This notebook can be used to train a new CNN from scratch to predict cellular forces from given displacement fields. As of now we only support input shapes of 104 x 104 x 2.

## Imports

In [12]:
from scripts.tracNet import TracNet
from scripts.data_preparation import matFiles_to_npArray, extract_fields, reshape
from scripts.training_and_evaluation import initialize_weights, fit

import matplotlib.pyplot as plt
import numpy as np
import torch

from datetime import datetime
from gc import collect
from os import cpu_count
from sklearn.model_selection import train_test_split
from torch.optim.lr_scheduler import StepLR
from torch.utils.data import TensorDataset, DataLoader
from torch.utils.tensorboard import SummaryWriter
from torchinfo import summary

Set seeds for reproducability.

In [2]:
random_seed = 1
np.random.seed(random_seed)
torch.manual_seed(random_seed)
torch.cuda.manual_seed(random_seed)
torch.backends.cudnn.benchmark = False

Use CUDA if available.

In [3]:
collect()
torch.cuda.empty_cache()
device = torch.device('cuda') if torch.cuda.is_available() else torch.device('cpu')
print(f"Running on device: {device}")

Running on device: cpu


## Data loading and preprocessing

Download data from https://cmu.app.box.com/s/n34hbfopwa3r6rftvtfn4ckc403hk43d and place it in a .data/ folder in your directory. We store the inputs and targets of resolution 104 x 104 in ndarrays of dicts with the following commands.

In [4]:
samples = matFiles_to_npArray('data/train/trainData104/foo_dspl') # each dict has keys ['brdx', 'brdy', 'dspl', 'name']
dspl_radials = matFiles_to_npArray('data/train/trainData104/foo_dsplRadial') # each dict has keys ['dspl', 'name']
targets = matFiles_to_npArray('data/train/trainData104/foo_trac') # each dict has keys ['brdx', 'brdy', 'trac', 'name']
trac_radials = matFiles_to_npArray('data/train/trainData104/foo_tracRadial') # each dict has keys ['trac', 'name']

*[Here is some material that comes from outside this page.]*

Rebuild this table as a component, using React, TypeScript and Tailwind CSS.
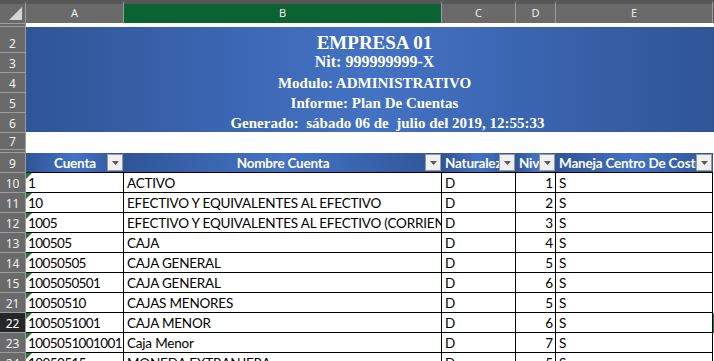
import React from 'react';

type Fila = { n: string; cuenta: string; nombre: string; nat: string; nivel: number; centro: string };

const filas: Fila[] = [
  { n: '10', cuenta: '1', nombre: 'ACTIVO', nat: 'D', nivel: 1, centro: 'S' },
  { n: '11', cuenta: '10', nombre: 'EFECTIVO Y EQUIVALENTES AL EFECTIVO', nat: 'D', nivel: 2, centro: 'S' },
  { n: '12', cuenta: '1005', nombre: 'EFECTIVO Y EQUIVALENTES AL EFECTIVO (CORRIENTE)', nat: 'D', nivel: 3, centro: 'S' },
  { n: '13', cuenta: '100505', nombre: 'CAJA', nat: 'D', nivel: 4, centro: 'S' },
  { n: '14', cuenta: '10050505', nombre: 'CAJA GENERAL', nat: 'D', nivel: 5, centro: 'S' },
  { n: '15', cuenta: '1005050501', nombre: 'CAJA GENERAL', nat: 'D', nivel: 6, centro: 'S' },
  { n: '21', cuenta: '10050510', nombre: 'CAJAS MENORES', nat: 'D', nivel: 5, centro: 'S' },
  { n: '22', cuenta: '1005051001', nombre: 'CAJA MENOR', nat: 'D', nivel: 6, centro: 'S' },
  { n: '23', cuenta: '1005051001001', nombre: 'Caja Menor', nat: 'D', nivel: 7, centro: 'S' },
  { n: '24', cuenta: '10050515', nombre: 'MONEDA EXTRANJERA', nat: 'D', nivel: 5, centro: 'S' },
];

const activa = '22';

function RowHead({ n, h = 'h-[20px]' }: { n: string; h?: string }) {
  const on = n === activa;
  return (
    <div
      className={`flex w-[26px] shrink-0 items-end justify-center border-r border-b border-[#9c9c9c] pb-[2px] font-['Noto_Sans',sans-serif] text-[12px] leading-none ${h} ${
        on ? 'bg-[#262626] text-white' : 'bg-[#6a6a6a] text-[#f2f2f2]'
      }`}
    >
      {n}
    </div>
  );
}

function ColHead({ label, w, on }: { label: string; w: string; on?: boolean }) {
  return (
    <div
      className={`flex h-[23px] shrink-0 items-center justify-center border-t-4 border-t-[#575757] border-r border-r-[#9c9c9c] font-['Noto_Sans',sans-serif] text-[11px] text-[#eeeeee] ${w} ${
        on ? 'bg-[#0b6333]' : 'bg-[#6a6a6a]'
      }`}
    >
      {label}
    </div>
  );
}

function FilterBtn() {
  return (
    <span className="absolute top-[1px] right-[1px] flex h-[17px] w-[16px] items-center justify-center border border-[#9a9a9a] bg-[#f0f0f0]">
      <svg width="7" height="4" viewBox="0 0 7 4">
        <path d="M0 0h7L3.5 4z" fill="#5a5a5a" />
      </svg>
    </span>
  );
}

const grad = 'bg-[linear-gradient(90deg,#2f5597_0%,#4472c4_50%,#2f5597_100%)]';

function HeadCell({ label, w, center }: { label: string; w: string; center?: boolean }) {
  return (
    <div
      className={`relative flex h-[20px] shrink-0 items-end overflow-hidden whitespace-nowrap border-b border-black pb-[1.5px] text-[13.5px] leading-none font-bold tracking-[-0.2px] text-white ${grad} ${w} ${
        center ? 'justify-center' : 'pl-[3px]'
      }`}
    >
      {label}
      <FilterBtn />
    </div>
  );
}

const celda =
  'flex h-[20px] shrink-0 items-end overflow-hidden whitespace-nowrap border-r border-b border-black pb-[1.5px] text-[13.5px] leading-none text-black';

export default function App() {
  return (
    <div className="h-[361px] w-[714px] overflow-hidden bg-white font-['Lato',sans-serif]">
      {/* cabecera de columnas */}
      <div className="flex">
        <div className="relative h-[23px] w-[26px] shrink-0 border-t-4 border-t-[#575757] border-r border-r-[#9c9c9c] bg-[#6a6a6a]">
          <svg className="absolute top-[3px] left-[9px]" width="13" height="13" viewBox="0 0 13 13">
            <path d="M13 0V13H0z" fill="#d6d6d6" />
          </svg>
        </div>
        <ColHead label="A" w="w-[98px]" />
        <ColHead label="B" w="w-[318px]" on />
        <ColHead label="C" w="w-[74px]" />
        <ColHead label="D" w="w-[40px]" />
        <ColHead label="E" w="w-[157px]" />
        <div className="h-[23px] flex-1 border-t-4 border-t-[#575757] bg-[#555555]" />
      </div>

      {/* fila 1 oculta */}
      <div className="flex h-[4px]">
        <div className="w-[26px] shrink-0 border-y border-r border-[#9c9c9c] bg-[#6a6a6a]" />
        <div className="flex-1 bg-white" />
      </div>

      {/* encabezado del informe */}
      <div className="flex">
        <div className="flex w-[26px] shrink-0 flex-col">
          <RowHead n="2" h="h-[26px]" />
          <RowHead n="3" />
          <RowHead n="4" />
          <RowHead n="5" />
          <RowHead n="6" />
        </div>
        <div className={`flex flex-1 flex-col border-b border-white pl-[9px] font-['Liberation_Serif',serif] font-bold text-white ${grad}`}>
          <div className="flex h-[26px] items-end justify-center pb-[1px] text-[19px] leading-none">EMPRESA 01</div>
          <div className="flex h-[20px] items-end justify-center pb-[3px] text-[16px] leading-none">Nit: 999999999-X</div>
          <div className="flex h-[20px] items-end justify-center pb-[2px] text-[15px] leading-none">Modulo: ADMINISTRATIVO</div>
          <div className="flex h-[20px] items-end justify-center pb-[2px] text-[15px] leading-none">Informe: Plan De Cuentas</div>
          <div className="flex h-[19px] items-end justify-center pb-[1px] pl-[26px] text-[15px] leading-none whitespace-pre">
            Generado:  sábado 06 de  julio del 2019, 12:55:33
          </div>
        </div>
      </div>

      {/* fila 7 + fila 8 oculta */}
      <div className="flex h-[20px]">
        <div className="flex w-[26px] shrink-0 items-end justify-center border-r border-b border-[#9c9c9c] bg-[#6a6a6a] pb-[4px] font-['Noto_Sans',sans-serif] text-[12px] leading-none text-[#f2f2f2] shadow-[inset_0_-2px_0_0_#6a6a6a,inset_0_-3px_0_0_#9c9c9c]">
          7
        </div>
        <div className="flex-1 bg-white" />
      </div>

      {/* encabezados de la tabla */}
      <div className="flex">
        <RowHead n="9" />
        <HeadCell label="Cuenta" w="w-[98px]" center />
        <HeadCell label="Nombre Cuenta" w="w-[318px]" center />
        <HeadCell label="Naturaleza" w="w-[74px]" />
        <HeadCell label="Nivel" w="w-[40px]" />
        <HeadCell label="Maneja Centro De Costo" w="w-[157px]" />
        <div className="h-[20px] flex-1 bg-white" />
      </div>

      {filas.map((f) => (
        <div key={f.n} className="flex">
          <RowHead n={f.n} />
          <div className={`${celda} relative w-[98px] pl-[2px] tracking-[-0.6px]`}>
            <svg className="absolute top-0 left-0" width="6" height="6" viewBox="0 0 6 6">
              <path d="M0 0H6L0 6z" fill="#1e7a3c" />
            </svg>
            {f.cuenta}
          </div>
          <div className={`${celda} w-[318px] pl-[3px] tracking-[-0.2px]`}>{f.nombre}</div>
          <div className={`${celda} w-[74px] pl-[3px]`}>{f.nat}</div>
          <div className={`${celda} w-[40px] justify-end pr-[2px]`}>{f.nivel}</div>
          <div className={`${celda} w-[157px] pl-[3px]`}>{f.centro}</div>
          <div className={`h-[20px] flex-1 ${f.n === activa ? 'bg-[#217346]' : 'bg-white'}`} />
        </div>
      ))}
    </div>
  );
}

Split training data into train and validation set using stratified samples.

In [5]:
radial_X_train, radial_X_val, radial_y_train, radial_y_val = train_test_split(dspl_radials, trac_radials, test_size=0.05)
X_train, X_val, y_train, y_val = train_test_split(samples, targets, test_size=0.05)
X_train, X_val, y_train, y_val = np.append(radial_X_train, X_train), np.append(radial_X_val, X_val), np.append(radial_y_train, y_train), np.append(radial_y_val, y_val)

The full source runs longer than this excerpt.